As with Bartle - whose name is a tribute to Herman Melville's short story Bartleby, The Scrivener - Powers' love of literature made him feel like an outsider as a teenager. "When you're a 13-year-old boy, your first instinct is not to announce to the world that you like poetry - at least where I grew up, in a slightly rural community," recalls Powers, who like his main protagonist, hails from Richmond, Virginia.
"Some of the geographical details come from personal observations but I'm certainly not basing him on myself, although I do identify with his emotions and things like that."
As he notes in the preface to the proof copy, Powers was driven to write The Yellow Birds - the title is taken from a traditional US Army marching cadence - in response to constant enquiries about what it was like "over there".
"I've been asked that so many times but I came to realise I didn't have an answer that really made any sense, even to myself," he admits. "I tried to find some kind of analogous situation to explain it but wasn't able to. But one of the things that I thought - and still think - is that on an emotional level, all people will be able to connect with the feelings the characters go through, like fear, anger and confusion.
"Everybody experiences that at some point in their lives, so as soldiers we don't have a monopoly on that. I thought it would be more productive to try and find a way to access the emotional kinds of places that I was trying to go to rather than just talking about where the troops are arranged on the battlefield."
Completed over a four-year period, the book grew out of a series of poems penned by Powers. "Some intriguing ideas and even some loose approximations of the characters kept coming up again and again, so I thought to myself that I needed a different canvas to arrange this material I couldn't seem to get away from. So I started trying to write a short story, which kept getting longer and longer, until I realised I might as well admit that I was writing a novel."
With chapters alternating between before, during and after the war, Powers examines not just the immediate consequences of battle but the specific situations that lead up to it and the often-traumatic aftermath.

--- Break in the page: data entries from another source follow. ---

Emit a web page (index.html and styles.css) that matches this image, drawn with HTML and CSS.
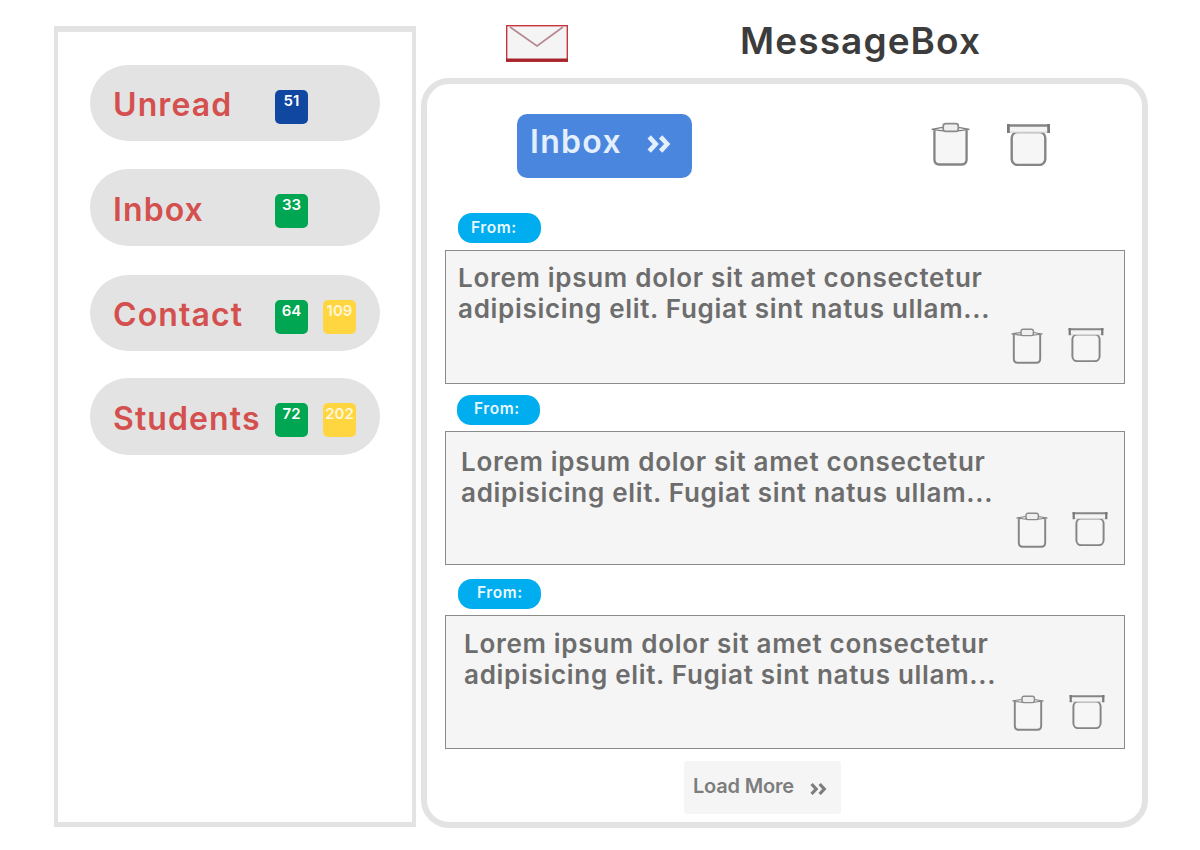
FILE: index.html
```html
<!DOCTYPE html>
<html lang="en">
<head>
<meta charset="utf-8">
<title>MessageBox</title>
<link rel="stylesheet" href="styles.css">
</head>
<body>
<svg class="defs" width="0" height="0" aria-hidden="true">
  <symbol id="trash" viewBox="0 0 40 44">
    <path d="M3.5 8 V38 Q3.5 43 8.5 43 H31.5 Q36.5 43 36.5 38 V8" fill="#f6f6f6" stroke="#858585" stroke-width="2.4"/>
    <path d="M0.7 7 Q20 2.5 39.3 7 Q20 10.5 0.7 7 Z" fill="#fafafa" stroke="#7d7d7d" stroke-width="1.4"/>
    <rect x="12.5" y="1" width="15.5" height="8" rx="2.5" fill="#f0f0f0" stroke="#8c8c8c" stroke-width="1.8"/>
  </symbol>
  <symbol id="box" viewBox="0 0 43 42">
    <rect x="4.7" y="8" width="33.6" height="33" rx="6" fill="#f6f6f6" stroke="#858585" stroke-width="2.4"/>
    <rect x="1" y="1" width="41" height="7.5" fill="#f4f4f4"/>
    <path d="M0 1.5 H43" stroke="#858585" stroke-width="2.4"/>
    <path d="M1.4 0 V9 M41.6 0 V9" stroke="#7a7a7a" stroke-width="2.8"/>
    <path d="M3 8.2 H40" stroke="#cfcfcf" stroke-width="1"/>
  </symbol>
  <symbol id="chev" viewBox="0 0 22 18">
    <path d="M2 2.5 L8 9 L2 15.5 M12.5 2.5 L18.5 9 L12.5 15.5" fill="none" stroke="currentColor" stroke-width="4.2"/>
  </symbol>
</svg>
<div class="page">
  <aside class="sidebar">
    <div class="pill pill-a"><span class="pill-name">Unread</span><div class="badges"><span class="badge navy">51</span></div></div>
    <div class="pill pill-b"><span class="pill-name">Inbox</span><div class="badges"><span class="badge green">33</span></div></div>
    <div class="pill pill-c"><span class="pill-name">Contact</span><div class="badges"><span class="badge green">64</span><span class="badge yellow">109</span></div></div>
    <div class="pill pill-d"><span class="pill-name">Students</span><div class="badges"><span class="badge green">72</span><span class="badge yellow">202</span></div></div>
  </aside>
  <div class="content">
    <header class="head">
      <svg class="envelope" viewBox="0 0 62 37" aria-hidden="true">
        <rect x="0.7" y="0.7" width="60.6" height="35.6" fill="#f4f4f4" stroke="#c9353e" stroke-width="1.4"/>
        <path d="M0 35 H62" stroke="#a5262c" stroke-width="3"/>
        <path d="M4 2 L31 21 L57 2" fill="none" stroke="#b58790" stroke-width="1.6"/>
      </svg>
      <h1 class="title">MessageBox</h1>
    </header>
    <main class="panel">
      <div class="toolbar">
        <div class="inbox-btn"><span>Inbox</span><svg class="chev-lg"><use href="#chev"/></svg></div>
        <div class="tools">
          <svg class="ico-trash-lg"><use href="#trash"/></svg>
          <svg class="ico-box-lg"><use href="#box"/></svg>
        </div>
      </div>

      <section class="msg">
        <span class="from">From:</span>
        <div class="box">
          <p class="text">Lorem ipsum dolor sit amet consectetur<br>adipisicing elit. Fugiat sint natus ullam...</p>
          <div class="actions">
            <svg class="ico-trash"><use href="#trash"/></svg>
            <svg class="ico-box"><use href="#box"/></svg>
          </div>
        </div>
      </section>

      <section class="msg msg-2">
        <span class="from">From:</span>
        <div class="box">
          <p class="text">Lorem ipsum dolor sit amet consectetur<br>adipisicing elit. Fugiat sint natus ullam...</p>
          <div class="actions">
            <svg class="ico-trash"><use href="#trash"/></svg>
            <svg class="ico-box"><use href="#box"/></svg>
          </div>
        </div>
      </section>

      <section class="msg msg-3">
        <span class="from">From:</span>
        <div class="box">
          <p class="text">Lorem ipsum dolor sit amet consectetur<br>adipisicing elit. Fugiat sint natus ullam...</p>
          <div class="actions">
            <svg class="ico-trash"><use href="#trash"/></svg>
            <svg class="ico-box"><use href="#box"/></svg>
          </div>
        </div>
      </section>

      <div class="more"><span>Load More</span><svg class="chev-sm"><use href="#chev"/></svg></div>
    </main>
  </div>
</div>
</body>
</html>
```
FILE: styles.css
```css
* { box-sizing: border-box; }
html, body { margin: 0; height: 850px; background: #fff; overflow: hidden; }
body { font-family: Inter, "Liberation Sans", sans-serif; }
.defs { position: absolute; }
.page { display: flex; gap: 5px; padding: 26px 0 0 54px; align-items: flex-start; }

.sidebar {
  width: 362px; height: 801px;
  border: 4px solid #e3e3e3; border-top-width: 6px; border-bottom-width: 5px;
  padding: 33px 32px 0;
}
.pill {
  display: flex; align-items: center;
  height: 76px; border-radius: 38px; background: #e3e3e3;
  padding-left: 23px;
}
.pill-a { margin-bottom: 28px; }
.pill-b { height: 77px; margin-bottom: 29px; }
.pill-c { margin-bottom: 27px; }
.pill-d { height: 77px; }
.pill-name {
  width: 162px; margin-top: 3px; color: #d4504f;
  font-size: 32px; font-weight: 600; letter-spacing: 1.1px;
  white-space: nowrap;
}
.badges { display: flex; gap: 15px; margin-top: 7px; }
.badge {
  width: 33px; height: 34px; border-radius: 5px;
  color: #fff; font-size: 15px; font-weight: 600; line-height: 21px;
  white-space: nowrap;
  display: flex; justify-content: center;
}
.navy { background: #0f47a1; }
.green { background: #00a651; }
.yellow { background: #ffd640; color: #fff6d8; }

.content { width: 727px; }
.head { height: 52px; display: flex; align-items: flex-start; }
.envelope { width: 62px; height: 37px; margin: -1px 0 0 85px; }
.title {
  margin: -6px 0 0 172px; color: #3c3c3c;
  font-size: 37px; font-weight: 600; line-height: 42px; letter-spacing: 1.1px;
}
.panel {
  height: 750px;
  border: 6px solid #e3e3e3; border-radius: 28px;
  padding: 30px 0 0 18px;
}
.toolbar { display: flex; align-items: flex-start; height: 99px; }
.inbox-btn {
  width: 175px; height: 64px; margin-left: 72px; padding-left: 13px;
  background: #4a86de; border-radius: 10px;
  display: flex; align-items: center;
  color: #e3effc; font-size: 32px; font-weight: 600; letter-spacing: 1.3px;
}
.inbox-btn span { width: 117px; margin-top: -10px; }
.chev-lg { width: 24px; height: 20px; margin-top: -5px; }
.tools { display: flex; gap: 37px; margin: 8px 0 0 239px; }
.ico-trash-lg { width: 39px; height: 44px; }
.ico-box-lg { width: 43px; height: 42px; margin-top: 2px; }

.msg { width: 680px; display: flex; flex-direction: column; }
.from {
  width: 83px; height: 30px; margin: 0 0 7px 13px;
  background: #00aeef; border-radius: 14px;
  color: #eaf8ff; font-size: 15.5px; font-weight: 600; line-height: 29px; letter-spacing: 0.6px;
  padding-left: 13px;
}
.box {
  height: 134px;
  border: 1.5px solid #8b8b8b; background: #f5f5f5;
  padding: 11px 0 0 12px;
  display: flex; flex-direction: column;
}
.text {
  margin: 0; height: 63px;
  color: #6d6d6d; font-size: 26px; font-weight: 600; line-height: 31px; letter-spacing: 0.7px; white-space: nowrap;
}
.actions { display: flex; gap: 25px; margin: 3px 0 0 553px; align-items: flex-start; }
.ico-trash { width: 32px; height: 36px; }
.ico-box { width: 36px; height: 34px; }

.msg-2 { margin-top: 11px; }
.msg-2 .from { margin-bottom: 6px; margin-left: 12px; padding-left: 17px; line-height: 27px; }
.msg-2 .box { padding: 14px 0 0 15px; }
.msg-2 .text { height: 62px; }
.msg-2 .actions { margin: 4px 0 0 555px; gap: 24px; }
.msg-3 { margin-top: 14px; }
.msg-3 .from { margin-bottom: 6px; padding-left: 19px; line-height: 27px; }
.msg-3 .box { padding: 12px 0 0 18px; }
.msg-3 .actions { margin: 4px 0 0 548px; }

.more {
  width: 157px; height: 53px; margin: 12px 0 0 239px;
  background: #f5f5f5; border-radius: 3px; padding-left: 9px;
  display: flex; align-items: center; color: #7d7d7d;
  font-size: 20px; font-weight: 600; letter-spacing: -0.2px;
}
.more span { width: 117px; margin-top: -4px; }
.chev-sm { width: 17px; height: 14px; margin-top: 3px; }
```
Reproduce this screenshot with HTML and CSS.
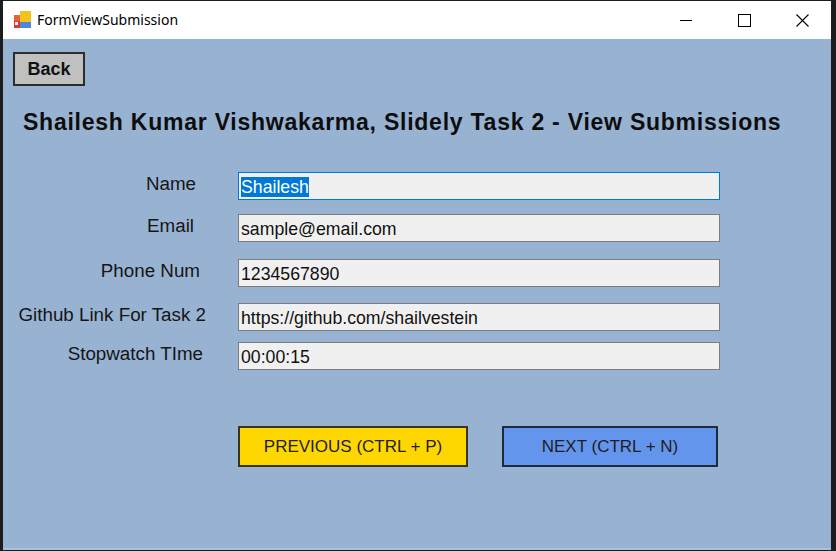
FILE: index.html
```html
<!DOCTYPE html>
<html>
<head>
<meta charset="utf-8">
<title>FormViewSubmission</title>
<link rel="stylesheet" href="styles.css">
</head>
<body>
<div class="window">
  <div class="titlebar">
    <svg class="app-icon" width="19" height="18" viewBox="0 0 19 18">
      <rect x="1" y="4" width="7" height="6" fill="#e0662f"/>
      <rect x="1" y="10" width="7" height="7" fill="#d63a3a"/>
      <rect x="7" y="0" width="11" height="11" fill="#f4c21c"/>
      <rect x="7" y="11" width="11" height="6" fill="#4f86d9"/>
      <rect x="2" y="11" width="3" height="3" fill="#f3f3f3"/>
    </svg>
    <span class="title">FormViewSubmission</span>
    <div class="controls">
      <div class="ctl"><svg width="12" height="12" viewBox="0 0 12 12"><line x1="0" y1="6.5" x2="12" y2="6.5" stroke="#000" stroke-width="1"/></svg></div>
      <div class="ctl"><svg width="13" height="13" viewBox="0 0 13 13"><rect x="0.5" y="0.5" width="12" height="12" fill="none" stroke="#000" stroke-width="1"/></svg></div>
      <div class="ctl"><svg width="13" height="13" viewBox="0 0 13 13"><path d="M0.5 0.5 L12.5 12.5 M12.5 0.5 L0.5 12.5" stroke="#000" stroke-width="1.1" fill="none"/></svg></div>
    </div>
  </div>
  <div class="client">
    <button class="back">Back</button>
    <h1 class="heading">Shailesh Kumar Vishwakarma, Slidely Task 2 - View Submissions</h1>
    <div class="form">
      <div class="row r1">
        <div class="label l1">Name</div>
        <div class="field focused"><span class="sel">Shailesh</span></div>
      </div>
      <div class="row r2">
        <div class="label l2">Email</div>
        <div class="field">sample@email.com</div>
      </div>
      <div class="row r3">
        <div class="label l3">Phone Num</div>
        <div class="field">1234567890</div>
      </div>
      <div class="row r4">
        <div class="label l4">Github Link For Task 2</div>
        <div class="field">https://github.com/shailvestein</div>
      </div>
      <div class="row r5">
        <div class="label l5">Stopwatch TIme</div>
        <div class="field">00:00:15</div>
      </div>
    </div>
    <div class="actions">
      <button class="btn prev">PREVIOUS (CTRL + P)</button>
      <button class="btn next">NEXT (CTRL + N)</button>
    </div>
  </div>
</div>
</body>
</html>
```
FILE: styles.css
```css
html, body {
  margin: 0;
  padding: 0;
}
body {
  background: #1b1c1e;
  width: 836px;
  height: 551px;
  overflow: hidden;
}
.window {
  margin: 1px 0 0 3px;
  width: 828px;
  height: 549px;
  display: flex;
  flex-direction: column;
}
.titlebar {
  height: 38px;
  background: #ffffff;
  display: flex;
  align-items: center;
  font-family: "Noto Sans", "Open Sans", sans-serif;
  font-size: 14px;
  color: #000;
}
.app-icon {
  margin-left: 10px;
  display: block;
}
.title {
  margin-left: 5px;
  margin-top: -1px;
}
.controls {
  margin-left: auto;
  display: flex;
  height: 38px;
}
.ctl {
  width: 58px;
  height: 38px;
  display: flex;
  align-items: center;
  justify-content: center;
}
.ctl svg { display: block; }
.client {
  flex: 1;
  background: #98b3d2;
  padding: 13px 0 0 10px;
  font-family: "Liberation Sans", Arial, sans-serif;
  color: #111;
  border-bottom: 2px solid #a9c1dc;
}
.back {
  display: block;
  width: 72px;
  height: 34px;
  margin: 0;
  padding: 0;
  background: #c0c0c0;
  border: 2px solid #2c2c2c;
  font-family: "Liberation Sans", Arial, sans-serif;
  font-weight: bold;
  font-size: 18px;
  color: #111;
}
.heading {
  margin: 22px 0 0 10px;
  font-size: 23px;
  line-height: 28px;
  font-weight: bold;
  letter-spacing: 0.76px;
  color: #0d0d0d;
}
.form {
  margin-top: 36px;
}
.row {
  display: flex;
  align-items: flex-start;
  gap: 32px;
}
.r2 { margin-top: 14px; }
.r3 { margin-top: 17px; }
.r4 { margin-top: 16px; }
.r5 { margin-top: 11px; }
.label {
  width: 193px;
  box-sizing: border-box;
  text-align: right;
  font-size: 18.8px;
  line-height: 23px;
  white-space: nowrap;
  color: #151515;
}
.l1 { padding-right: 10px; }
.l2 { padding-right: 12px; }
.l3 { padding-right: 6px; }
.l4 { padding-right: 0; }
.l5 { padding-right: 3px; }
.field {
  width: 482px;
  height: 28px;
  box-sizing: border-box;
  background: #f0f0f0;
  border: 1px solid #7c7c7c;
  padding: 2px 0 0 2px;
  font-size: 17.7px;
  line-height: 24px;
  color: #111;
  white-space: nowrap;
}
.field.focused {
  border-color: #0078d7;
}
.sel {
  background: #0078d7;
  color: #fff;
}
.actions {
  margin-top: 56px;
  margin-left: 225px;
  display: flex;
  gap: 34px;
}
.btn {
  height: 41px;
  margin: 0;
  padding: 0;
  border: 2px solid #2a2a2a;
  font-family: "Liberation Sans", Arial, sans-serif;
  font-size: 17px;
  color: #1e1e1e;
}
.prev {
  width: 230px;
  background: #ffd700;
  border-color: #3a3320;
}
.next {
  width: 216px;
  background: #6495ed;
  border-color: #1f2a3d;
}
```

"One of the reasons I settled on that structure was to reflect the way that the narrator's memories have intruded on his present life, that his memories have influenced his outlook to the extent that they now dominate his existence," he says. "He's almost living in his memories, as he's not able to push them out. I thought that in structuring the book the way that I did wouldn't necessarily mirror that exactly but it would at least reflect the transient nature of his experiences."
Powers plays down any wider political implications, instead concentrating on the sometimes very costly price the soldiers on the ground have to pay.
"As much as I could, I tried to avoid having any sort of agenda. People have access to all the information they need about the larger picture so they can make their own determination about the war. I was more interested in looking at it on a smaller scale. 'What happens to the people who go?' If you put aside whether it was a just or an unjust war, the fact remains there are still people participating in it to this day and it's still affecting their lives and those of the people who care about them."
Unlike the numerous books and films inspired by previous conflicts, from the world wars to Vietnam, a lasting peace has yet to be achieved in Iraq.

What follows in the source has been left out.